The walking tour is set on the strip that once was dotted with seedy saloons, hotels and houses of ill repute where many an unwary lumberjack, dock walloper or sailor met an untimely end in the 19th century.

Within a half dozen blocks are scenes of strange deaths, gruesome robbery-murders, a fatal 1875 lumberjack feud that spawned the Paul Bunyan legends, incarceration gone horribly wrong, and the scene of a leopard trainer's death by the claws of a rogue animal in 1925.

"The stories of the events in history that have conjured up ghostly images from the past are all based in reality," said Mr. Anderson, who in the past has re-enacted such characters as slain Bay Theatre manager Floyd Ackerman in 1943 and Elm Lawn cemetery superintendent Horace Warfield, who died mysteriously of a gunshot in 1906.

There is perhaps no more historic legal center in this area than the Bay City Federal Building where the sentencing of the last person executed in Michigan history occurred in 1938.

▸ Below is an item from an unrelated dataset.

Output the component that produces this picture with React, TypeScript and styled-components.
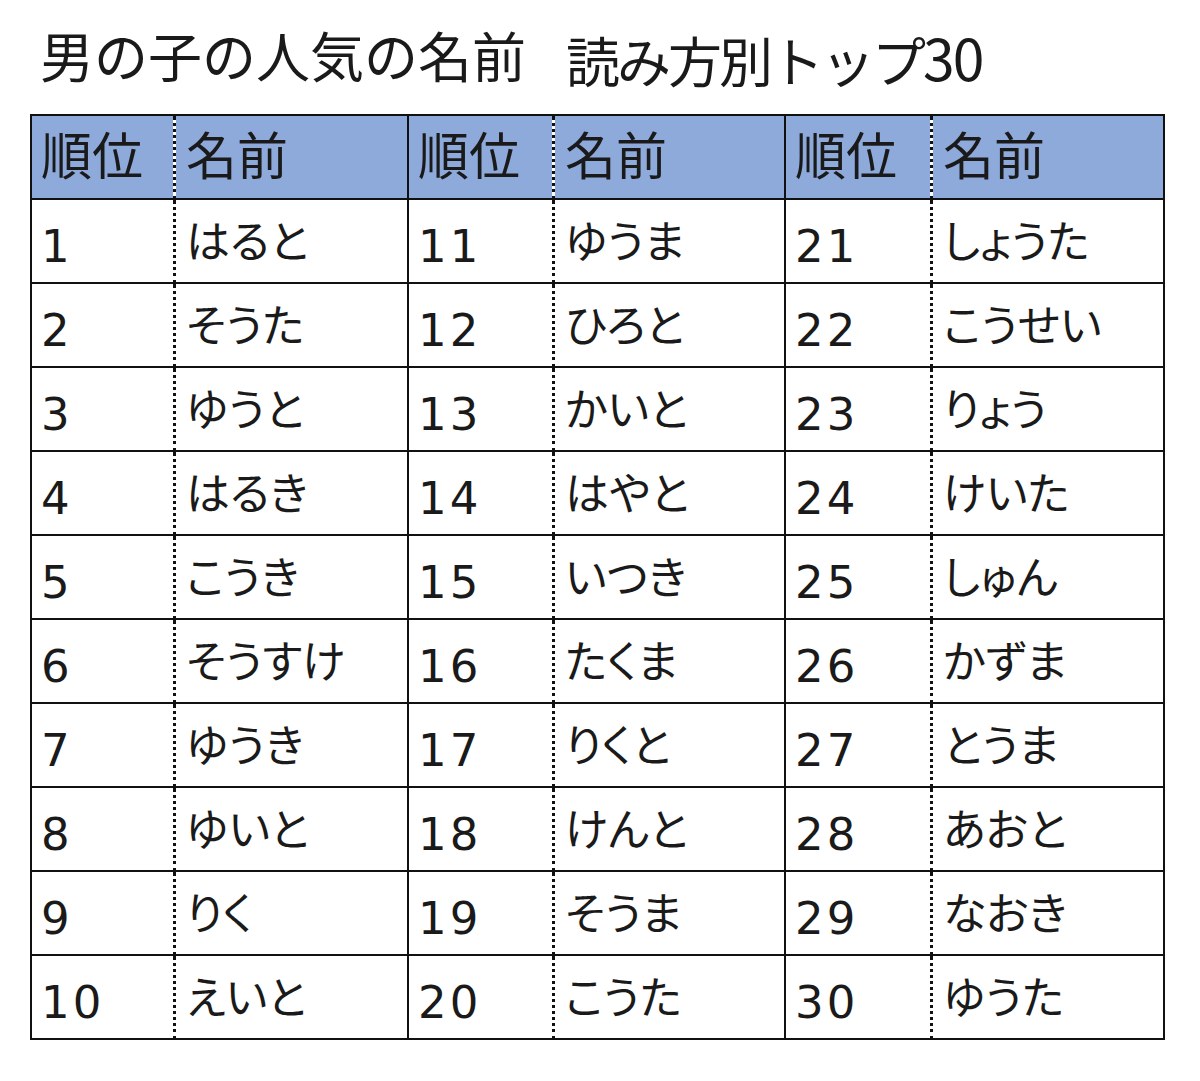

The incredible story of the 1938 hanging of Tony Chebatoris, notorious Hamtramck bandit, for the slaying of a Bay City truck driver in a Midland bank robbery and how it is linked to the 1932 arrest here of two members of the Bonnie & Clyde Gang is another tale recounted on the Ghost Walk.

Reservations for the Ghost Walks on Hell's Half Mile are available by calling 686-5544. Cost is $8 per person; attendance is limited and is recommended for adults and young adults only.

The Ghost Walks are timed to follow a series of six youth events in a historic building that really looks the part and has a haunted history to boot.

The Haunted Masonic Temple is a haunted house with a different twist. The Bay Arts Council hosts student performers from the Bay City area who provide a creepy and interactive performance as tour groups explore the historic and yes HAUNTED Masonic Temple.

Tours run 7-11 pm on Fridays and Saturdays Oct. 26th, & 27th. Adults $10; Students with ID and Seniors over 65, $6.


Ghost Walk Tour Guide Dave Rogers talks up Bay City's connection with ghostly historic events on Hell's Half Mile.